From the American Bee Federation:

About the Honey Bee


  • Approximately one-third of all the food Americans eat is directly or indirectly derived from honey bee pollination. Some crops pollinated are cucumbers, almonds, carrot seed, melons, apricots, cherries, pears, apples, prunes, plums, pluots, seed alfalfa, cantaloupe, seed onions, avocados, kiwi, blueberries, cranberries, etc.

  • There are three members of a honey bee colony:

    • Queen: Mother to all the bees in the colony. She is a fertile female.
    • Worker: An infertile female that performs the labor tasks of the colony including feed preparation; guarding the hive; feeding the queen, drones and brood; and heating and cooling the hive.
    • Drone: The male that starts out as an unfertilized egg. Its only purpose in the colony is to mate with a virgin queen. They live to mate with the queen, but not more than one in a thousand get the opportunity to mate.

  • On average, a worker bee in the summer lives six to eight weeks. Their most common cause of death is wearing their wings out. During that six- to eight-week period, their average honey production is 1/12 of a teaspoon. In that short lifetime, they fly the equivalent of one and a half times the circumference of the earth.

  • The peak population of a colony of honey bees is usually at mid-summer (after spring build-up) and results in 60,000 to 80,000 bees per colony. A good, prolific queen can lay up to 3,000 eggs per day.

  • Drones fly on United Airlines. This is a corny joke amongst beekeepers because of the way queens and drones mate. When a queen is five to six days old, she is ready to mate. She puts out a pheromone scent to attract the males and takes off in the air. The males from miles around smell the scent and instantly volunteer in the mating chase, which is performed in the air.

No Scientific Cause for CCD Has Been Proven


Colony Collapse Disorder (CCD) is a serious problem threatening the health of honey bees and the economic stability of commercial beekeeping and pollination operations in the United States. CCD is the phenomenon that occurs when worker bees in a colony disappear and leave behind a queen, plenty of honey and a few nurse bees to care for the remaining immature bees and the queen. No piles of dead honey bee bodies are found in or around a hive affected by CCD. A hive cannot sustain itself without worker bees and eventually dies.

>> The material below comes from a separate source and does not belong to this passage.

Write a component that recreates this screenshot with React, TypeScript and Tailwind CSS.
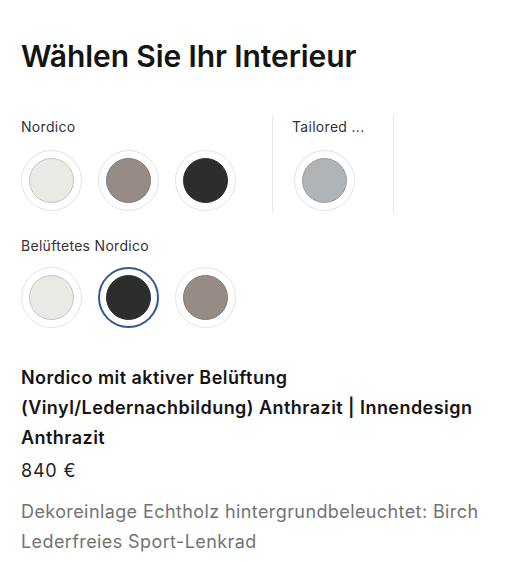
import React from "react";

type Swatch = { id: string; fill: string; edge: string };

const groups: { label: string; swatches: Swatch[] }[] = [
  {
    label: "Nordico",
    swatches: [
      { id: "n-white", fill: "bg-[#e9e9e6]", edge: "border-[#c4c4c0]" },
      { id: "n-taupe", fill: "bg-[#968b85]", edge: "border-[#827873]" },
      { id: "n-dark", fill: "bg-[#2c2d2f]", edge: "border-[#2c2d2f]" },
    ],
  },
  {
    label: "Tailored ...",
    swatches: [{ id: "t-grey", fill: "bg-[#b1b4b7]", edge: "border-[#9a9da0]" }],
  },
];

const vented: Swatch[] = [
  { id: "v-white", fill: "bg-[#e9e9e6]", edge: "border-[#c4c4c0]" },
  { id: "v-dark", fill: "bg-[#2c2d2f]", edge: "border-[#2c2d2f]" },
  { id: "v-taupe", fill: "bg-[#968b85]", edge: "border-[#827873]" },
];

function Chip({ swatch, selected }: { swatch: Swatch; selected?: boolean }) {
  return (
    <button
      className={`w-[61px] h-[61px] rounded-full flex items-center justify-center bg-white ${
        selected ? "border-2 border-[#2d5b92]" : "border border-[#e4e4e4]"
      }`}
    >
      <span className={`w-[45px] h-[45px] rounded-full border ${swatch.fill} ${swatch.edge}`} />
    </button>
  );
}

export default function App() {
  return (
    <div className="w-[512px] h-[562px] bg-white px-[21px] pt-[38px] font-['Inter','Noto_Sans',sans-serif] text-[#141414]">
      <h1 className="text-[30px] leading-[36px] font-semibold tracking-[-0.1px]">Wählen Sie Ihr Interieur</h1>

      <div className="mt-[41px] flex">
        {groups.map((g, i) => (
          <div
            key={g.label}
            className={`flex flex-col border-r border-[#e8e8e8] pb-[2px] ${i === 0 ? "pr-[36px]" : "pl-[21px] pr-[29px]"}`}
          >
            <div className={`text-[14px] leading-[24px] tracking-[0.3px] text-[#333] mb-[11px] ${i === 0 ? "" : "-ml-[2px]"}`}>
              {g.label}
            </div>
            <div className="flex gap-[16px]">
              {g.swatches.map((s) => (
                <Chip key={s.id} swatch={s} />
              ))}
            </div>
          </div>
        ))}
      </div>

      <div className="mt-[21px]">
        <div className="text-[14px] leading-[24px] tracking-[0.3px] text-[#333] mb-[9px]">Belüftetes Nordico</div>
        <div className="flex gap-[16px]">
          {vented.map((s) => (
            <Chip key={s.id} swatch={s} selected={s.id === "v-dark"} />
          ))}
        </div>
      </div>

      <div className="mt-[35px] text-[18px] leading-[30px] font-semibold tracking-[0.45px]">
        Nordico mit aktiver Belüftung
        <br />
        (Vinyl/Ledernachbildung) Anthrazit | Innendesign Anthrazit
      </div>
      <div className="mt-[3px] text-[18px] leading-[30px] tracking-[0.8px] text-[#222]">840 €</div>
      <div className="mt-[11px] text-[18px] leading-[30px] tracking-[0.4px] text-[#737373]">
        <div>Dekoreinlage Echtholz hintergrundbeleuchtet: Birch</div>
        <div>Lederfreies Sport-Lenkrad</div>
      </div>
    </div>
  );
}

Despite a number of claims in the general and scientific media, a cause or causes of CCD have not been identified by researchers. The Agricultural Research Service (ARS), USDA's internal research agency, is leading several efforts into possible CCD causes and striving to enhance overall honey bee health by improving bee management practices, as well as studying honey bee diseases and parasites and how best to control them. In addition, a number of other federal agencies and state departments of agriculture, universities and private companies are conducting studies to seek the cause or causes of CCD.

 

Honey Bees Are Pollinators


Honey bees contribute nearly $20 billion to the value of U.S. crop production. This contribution, made by managed honey bees, comes in the form of increased yields and superior quality crops for growers and American consumers. A healthy beekeeping industry is invaluable to a healthy U.S. agricultural economy.


Many of the country's crops would not exist without the honey bee at bloom time. Crop yield and quality would be greatly reduced without honey bee pollination.

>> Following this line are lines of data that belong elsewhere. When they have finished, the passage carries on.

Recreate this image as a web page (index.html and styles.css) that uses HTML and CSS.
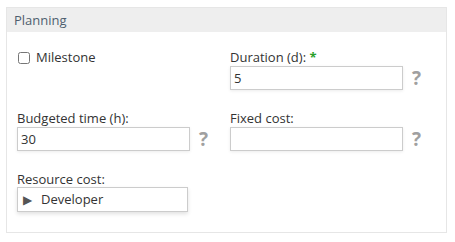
FILE: index.html
```html
<!DOCTYPE html>
<html lang="en">
<head>
<meta charset="UTF-8">
<link rel="stylesheet" href="styles.css">
<title>Planning</title>
</head>
<body>
    <div class="panel">
        <div class="panel-header">Planning</div>
        <div class="panel-body">
            <div class="field">
                <label class="check"><input type="checkbox"> Milestone</label>
            </div>
            <div class="field">
                <div class="label">Duration (d): <span class="req">*</span></div>
                <div class="row">
                    <input class="text" type="text" value="5">
                    <span class="help">?</span>
                </div>
            </div>
            <div class="field">
                <div class="label">Budgeted time (h):</div>
                <div class="row">
                    <input class="text" type="text" value="30">
                    <span class="help">?</span>
                </div>
            </div>
            <div class="field">
                <div class="label">Fixed cost:</div>
                <div class="row">
                    <input class="text" type="text" value="">
                    <span class="help">?</span>
                </div>
            </div>
            <div class="field">
                <div class="label">Resource cost:</div>
                <div class="tree"><span class="arrow">&#9654;</span>Developer</div>
            </div>
        </div>
    </div>
</body>
</html>
```

FILE: styles.css
```css
html, body {
    margin: 0;
    background-color: #fff;
    font-family: "Open Sans", "DejaVu Sans", sans-serif;
    font-size: 13px;
    color: #333;
}
.panel {
    width: 439px;
    margin: 7px 0 0 6px;
    border: 1px solid #e6e6e6;
}
.panel-header {
    height: 24px;
    line-height: 24px;
    padding-left: 7px;
    background-color: #eeeeee;
    color: #4e5e6e;
}
.panel-body {
    display: grid;
    grid-template-columns: 213px 213px;
    row-gap: 20px;
    padding: 16px 0 21px 10px;
}
.field {
    height: 41px;
}
.label {
    height: 15px;
    padding-top: 2px;
    line-height: 15px;
}
.req {
    color: #2aa02a;
    font-weight: bold;
}
.check {
    display: flex;
    align-items: center;
    gap: 6px;
    padding-top: 2px;
    line-height: 15px;
    margin-left: 1px;
}
.check input {
    margin: 0;
    width: 12px;
    height: 12px;
}
.row {
    display: flex;
    align-items: center;
}
.text {
    box-sizing: border-box;
    width: 173px;
    height: 24px;
    margin: 0;
    padding: 0 3px;
    border: 1px solid #cccccc;
    font-family: "Open Sans", "DejaVu Sans", sans-serif;
    font-size: 13px;
    color: #333;
    box-shadow: 0 1px 3px rgba(0, 0, 0, 0.08);
}
.help {
    margin-left: 9px;
    font-weight: bold;
    font-size: 19px;
    color: #a0a0a0;
}
.tree {
    box-sizing: border-box;
    width: 171px;
    height: 25px;
    line-height: 23px;
    padding-left: 5px;
    border: 1px solid #cccccc;
    box-shadow: 0 2px 4px rgba(0, 0, 0, 0.12);
}
.arrow {
    display: inline-block;
    width: 18px;
    font-size: 12px;
    color: #555;
    vertical-align: top;
}
```
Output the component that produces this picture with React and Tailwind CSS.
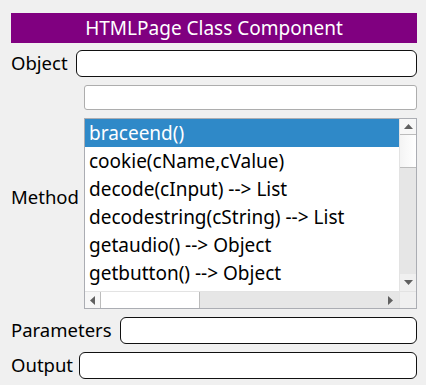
import React from "react";

const items = [
  "braceend()",
  "cookie(cName,cValue)",
  "decode(cInput) --> List",
  "decodestring(cString) --> List",
  "getaudio() --> Object",
  "getbutton() --> Object",
];

function Field({ label, w }) {
  return (
    <div className="flex items-center gap-[7px]">
      <span className={"text-[18.5px] leading-none text-black whitespace-nowrap " + w}>{label}</span>
      <div className="flex-1 h-[27px] bg-white border-[1.5px] border-[#111] rounded-[6px]" />
    </div>
  );
}

export default function App() {
  return (
    <div
      className="w-[426px] h-[385px] bg-[#f0f0f0] pt-[13px] pl-[11px] pr-[9px] flex flex-col"
      style={{ fontFamily: '"Noto Sans", sans-serif' }}
    >
      <div className="h-[30px] bg-[#800080] text-white text-[19px] flex items-center justify-center">
        HTMLPage Class Component
      </div>
      <div className="mt-[7px]">
        <Field label="Object" w="w-[58px]" />
      </div>
      <div className="mt-[8px] flex items-center gap-[8px]">
        <span className="w-[65px] text-[18.5px] leading-none text-black">Method</span>
        <div className="flex-1 flex flex-col gap-[8px]">
          <div className="h-[25px] bg-white border border-[#adadad] rounded-[3px]" />
          <div className="h-[191px] bg-white border border-[#abadb3] flex flex-col">
            <div className="flex flex-1 min-h-0">
              <div className="flex-1 overflow-hidden">
                {items.map((t, i) => (
                  <div
                    key={t}
                    className={
                      "h-[28px] leading-[28px] pl-[4px] text-[19px] whitespace-nowrap " +
                      (i === 0 ? "bg-[#2f89c8] text-white" : "text-black")
                    }
                  >
                    {t}
                  </div>
                ))}
              </div>
              <div className="w-[17px] flex flex-col border-l border-[#e3e3e3] bg-[#e6e6e6]">
                <div className="h-[16px] bg-[#f7f7f7] border-b border-[#bcbcbc] flex items-center justify-center">
                  <svg width="9" height="5" viewBox="0 0 9 5"><path d="M0 5 L4.5 0 L9 5 Z" fill="#606060" /></svg>
                </div>
                <div className="h-[33px] bg-gradient-to-r from-[#f4f4f4] to-[#ffffff] border-b border-[#bcbcbc]" />
                <div className="flex-1" />
                <div className="h-[17px] bg-[#f0f0f0] flex items-center justify-center">
                  <svg width="9" height="5" viewBox="0 0 9 5"><path d="M0 0 L4.5 5 L9 0 Z" fill="#606060" /></svg>
                </div>
              </div>
            </div>
            <div className="h-[17px] flex border-t border-[#e3e3e3]">
              <div className="w-[16px] bg-[#f7f7f7] border-r border-[#bcbcbc] flex items-center justify-center">
                <svg width="5" height="9" viewBox="0 0 5 9"><path d="M5 0 L0 4.5 L5 9 Z" fill="#606060" /></svg>
              </div>
              <div className="w-[99px] bg-white border-r border-[#bcbcbc]" />
              <div className="flex-1 bg-[#e6e6e6]" />
              <div className="w-[17px] bg-[#e6e6e6] flex items-center justify-center">
                <svg width="5" height="9" viewBox="0 0 5 9"><path d="M0 0 L5 4.5 L0 9 Z" fill="#606060" /></svg>
              </div>
              <div className="w-[17px] bg-[#f0f0f0] border-l border-[#e3e3e3]" />
            </div>
          </div>
        </div>
      </div>
      <div className="mt-[8px]">
        <Field label="Parameters" w="w-[102px]" />
      </div>
      <div className="mt-[8px]">
        <Field label="Output" w="w-[61px]" />
      </div>
    </div>
  );
}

As honey bees gather pollen and nectar for their survival, they pollinate crops such as apples, cranberries, melons and broccoli. Some crops, including blueberries and cherries, are 90-percent dependent on honey bee pollination. One crop, almonds, depends entirely on the honey bee for pollination at bloom time.

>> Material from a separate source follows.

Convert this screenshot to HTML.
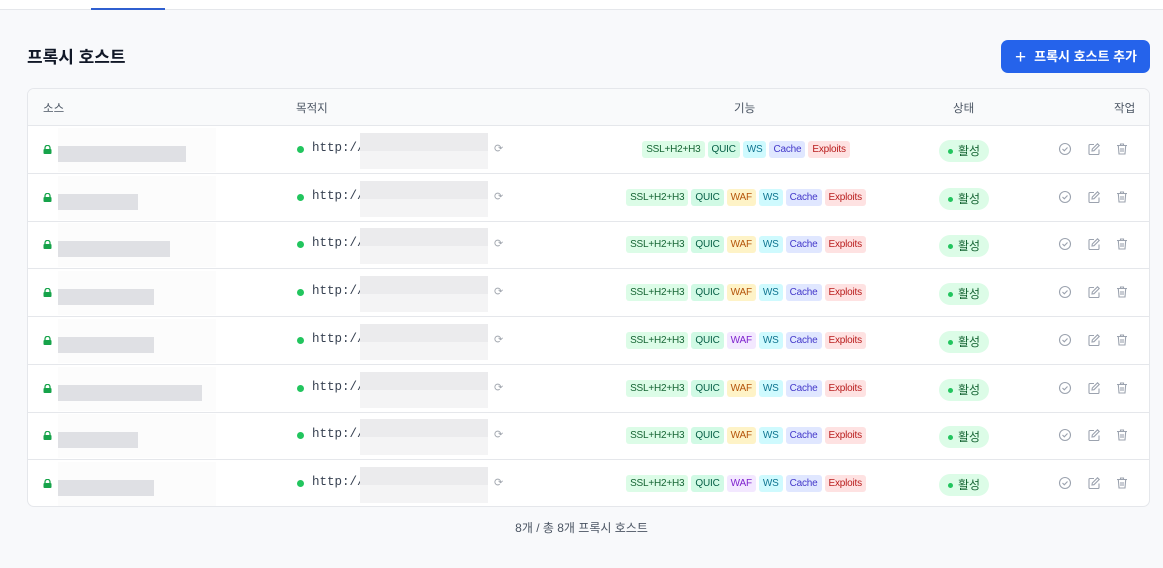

Each year, American farmers and growers continue to feed more people using less land. They produce an abundance of food that is nutritious and safe. Honey bees are very much a part of this modern agricultural success story. It's estimated that there are about 2.7 million bee colonies in the U.S. today, two-thirds of which travel the country each year pollinating crops and producing honey and beeswax. The California almond industry requires approximately 1.8 million colonies of honey bees in order to adequately pollinate nearly one million acres of bearing almond orchards.